The flush valve may be colored or transparent. Although the color of the flush valve does not substantially affect the function, the flush valve may be made to have an aesthetically pleasing color, for example, by dying, painting, coating, etc.
Installation
A flush valve as described herein may be installed into the tank of a toilet by attaching the base region of the flush valve to the tank outlet port. In one version, the flush valve is attached to the outlet port by inserting the base region of the flush valve through the tank outlet port, and attaching applying pressure to seal the base region of the flush valve to the sides of the toilet outlet port. In one version, the base of the outlet port is threaded to attach to a nut. In versions of the flush valve in which the base of the flush valve is made of an elastomeric material, the flush valve may be sealed in the outlet port by clamping the base region of the flush valve against the tank, e.g. the sides of the outlet port. In one version, the flush valve is clamped to the outlet port by tightening a nut which compresses the base region of the flush valve against the walls of the outlet port. In one version, the inside of the base region of the flush valve threaded, and the base region of the flush valve is inserted into the tank outlet port and a threaded cylinder can be screwed into the base region to apply pressure sufficient to seal the base region into the tank outlet port. The threaded cylinder may be tapered so that the base region is slightly expanded as the cylinder is tightened, enhancing the seal.
The tank outlet port should be in fluid communication with the toilet bowl, so that fluid passing through the tank outlet port will enter the toilet bowl.
Operation
The tipping actuator may be configured so that moving the handle on the outside of the toilet tank 615 downwards (as in most standard US toilet tanks) opens the flush valve. The tipping actuator may also include a spring, buoyant material, counterweight, or some combination thereof to return the actuator to the rest position immediately after flushing the toilet.
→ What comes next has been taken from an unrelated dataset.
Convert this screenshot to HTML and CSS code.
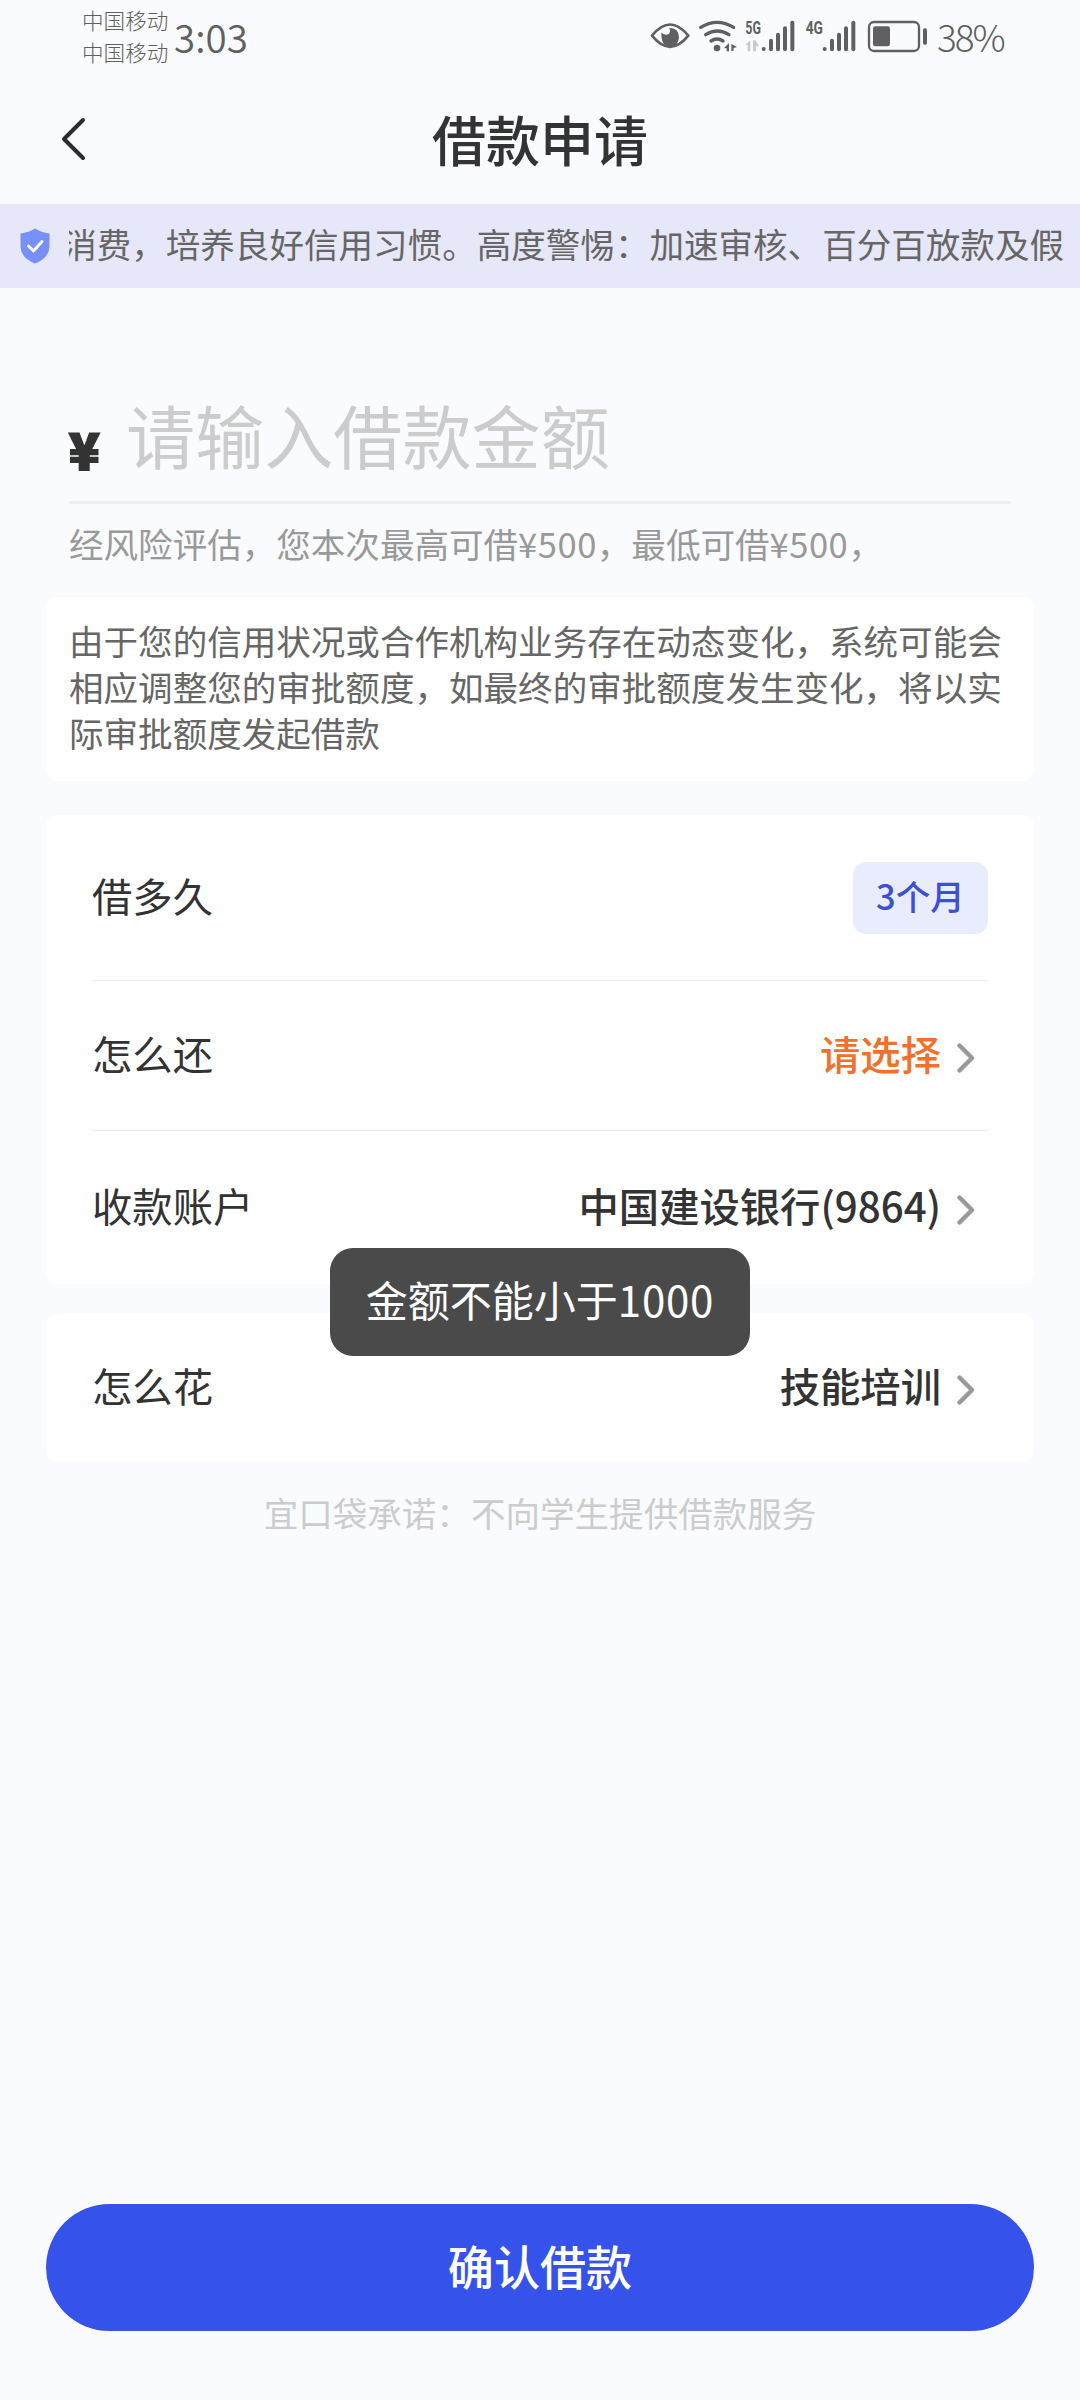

Although the tipping actuator is shown as a rigid member that may be pivoted by moving the handle, the tipping actuator may be any device capable of submerging at least one edge of the float region of the flush valve. The tipping actuator may submerge the entire float region. Thus, the tipping actuator may be a chain, lever arm, or plunger. It is preferable that the tipping actuator be controlled by the user from the side of the tank, for example by a handle means, as shown in
The flush valve is turned off once the water in the tank has drained to a level approximately equal to the top of the float region, and the float region can no longer sink. Buoyancy of the float region is fully restored once the water in the float region (which is weighing down the float region) drains into the flush valve. As the tank is refilled through the tank inlet valve, the float region rises with the surface of the water in the tank. After the tank is completely refilled, the float region of the flush valve is once again at the top of the water level, and the flush valve is fully closed, and ready to be activated by the tipping actuator.
Although illustrative variations of the flush valve have been described above, it will be evident to a skilled artisan that various changes and modifications may be made without departing from the true scope and spirit of the flush valve described above and herein claimed. The various examples are, therefore, to be considered in all respects as illustrative and not restrictive.